Posted by ESPN.com’s James Walker

Here are seven notes and observations from Week 7:

  • What was the impetus of the Cincinnati Bengals’ 45-10 romp of the Chicago Bears? According to the Bengals (5-2), it was their Week 6 loss to the Houston Texans. The Bengals, despite four straight victories, got complacent with winning ugly. They were still committing penalties, often falling behind, and relying on fourth-quarter comebacks. But the Houston game was the first time the Bengals played sloppily and were never competitive from start to finish, and it caught their attention. Cincinnati coach Marvin Lewis said his players didn’t enjoy getting "their noses rubbed" against Houston. The result was a focused Bengals group that played its first complete game of the year.

  • For the second time this season Bengals tailback Cedric Benson is leading the NFL in rushing. His career-best 189-yard performance against his former team pushed Benson (720 yards) ahead of Adrian Peterson (687 yards) of the Minnesota Vikings. Benson leads the AFC by a wide margin; Thomas Jones of the New York Jets is second in the conference with 602 yards. Benson is on a Pro Bowl pace and is one of the biggest surprises of the 2009 season.

  • The Pittsburgh Steelers’ 27-17 win over the Minnesota Vikings was one of the strangest games between two elite teams in a long time. For all the exciting "splash" plays, it wasn’t very well played. Both teams were a combined 1-for-8 in the red zone. The Steelers (5-2) struggled on third down offensively and defensively. Minnesota committed 11 penalties. The fourth quarter was especially bizarre as the teams combined for 21 points, but the scoring came from Pittsburgh's defense and Minnesota's special teams.

  • The Steelers needs to be leery of a dangerous trend. They are putting the football on the ground at an alarming rate. They have five fumbles in the past two games, losing four. Starting tailback Rashard Mendenhall is the biggest offender with a pair of lost fumbles. Against Minnesota, Mendenhall gave a good effort to dive for extra yards but lost the ball in the process. Expect ball security to be a major focus for the defending champs during their bye.

  • The biggest Week 7 mismatch in the AFC North had to be the secondary of the Green Bay Packers against Cleveland Browns rookie receivers Brian Robiskie and Mohamed Massaquoi. Packers Pro Bowl cornerbacks Al Harris and Charles Woodson made it look easy locking down Cleveland’s pair of rookie second-rounders. Neither Robiskie nor Massaquoi could get open and often looked lost against two of the NFL's best. They combined for one catch for 22 yards.

  • Looking at their schedule, the Browns could be hard pressed to find their next victory. Cleveland (1-6) plays three of the next four games on the road, with the most winnable being Nov. 22 at the Detroit Lions (1-5). The schedule eases up in the final three weeks of the season with games against the Kansas City Chiefs (1-5), Oakland Raiders (2-4) and Jacksonville Jaguars (3-3). But there could be a lot of tough Sundays on the horizon for the Browns before that stretch.

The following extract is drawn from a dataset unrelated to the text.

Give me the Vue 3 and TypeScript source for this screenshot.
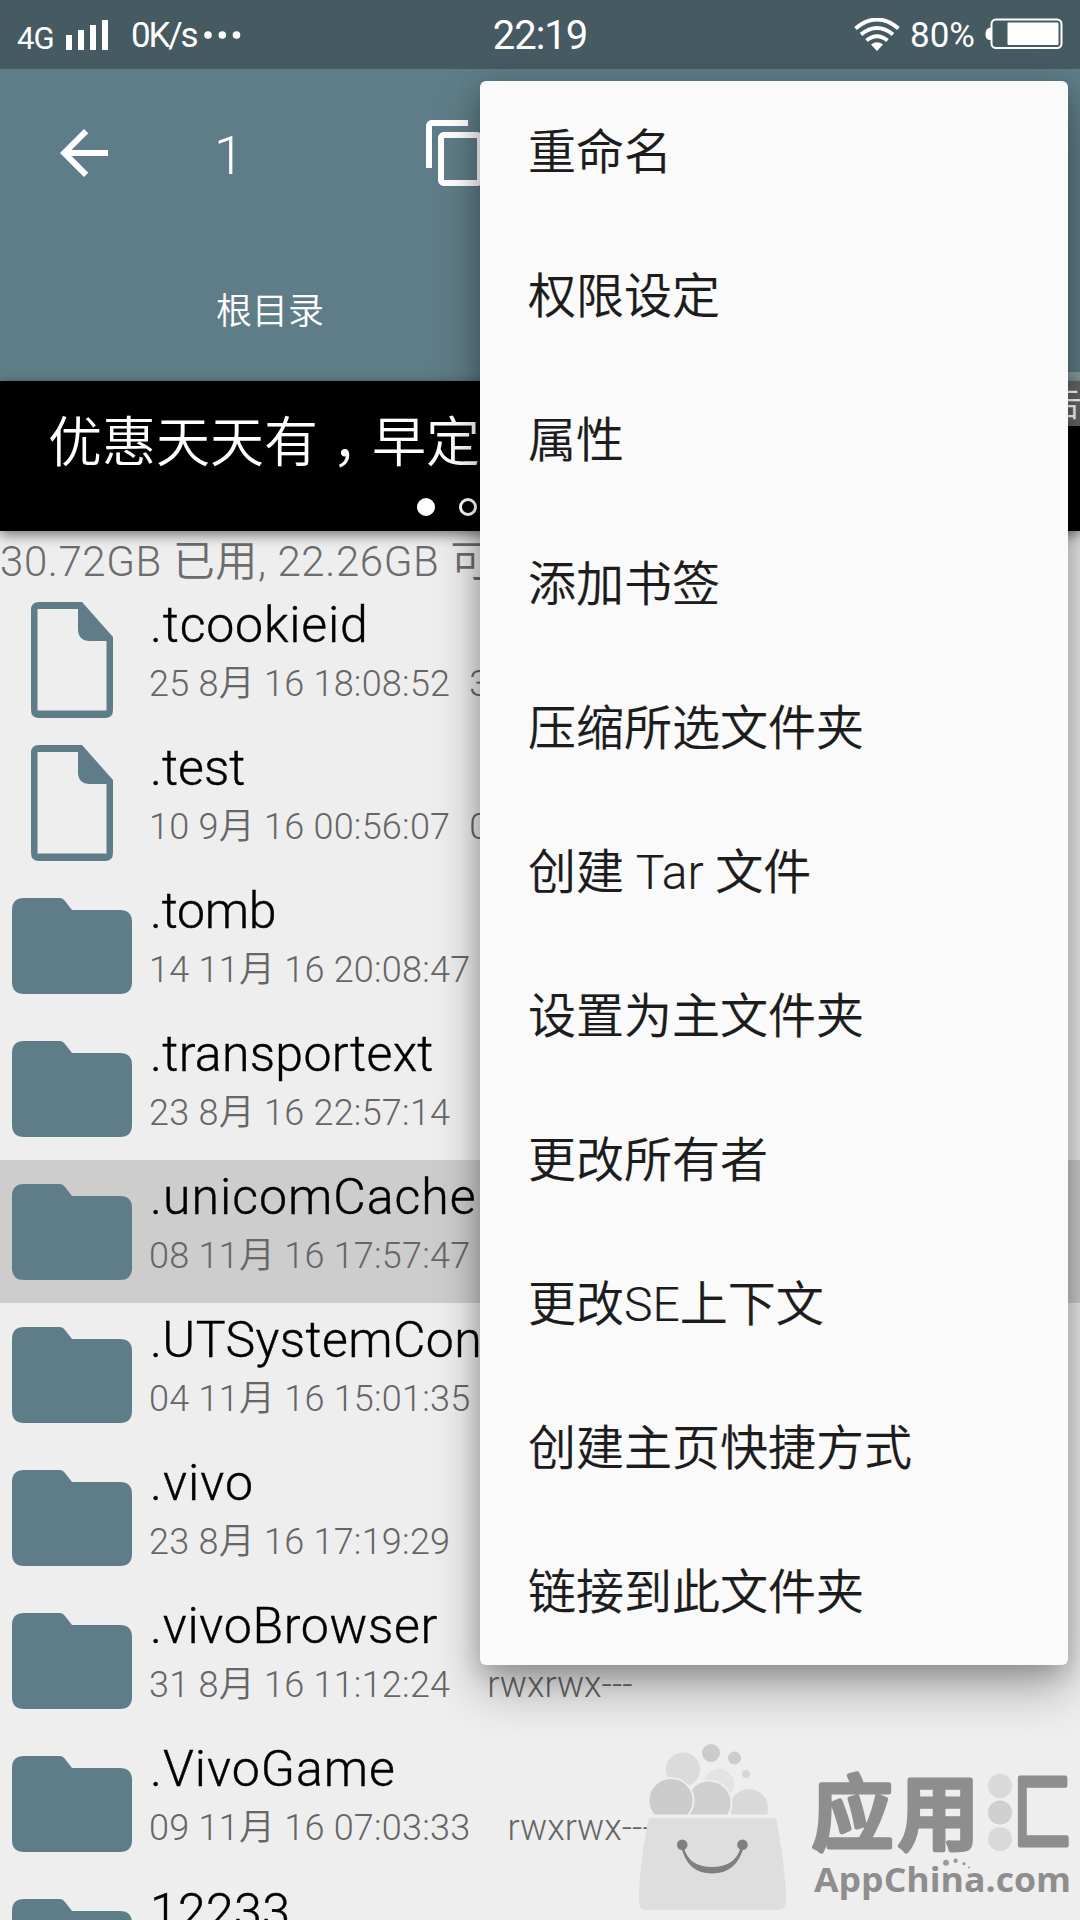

  • One of the most intriguing things about this week’s game between the Baltimore Ravens (3-3) and Denver Broncos (6-0) is both teams are coming off a bye. With the exception of the Super Bowl, that’s a rare scenario in the NFL where two teams get two weeks to prepare for each other. You could see new wrinkles from Denver and Baltimore, or one team extremely sharp and another team very rusty. It all depends on which team was most productive during its time off. Either way, expect the Ravens and Broncos to be one of the best games of Week 8.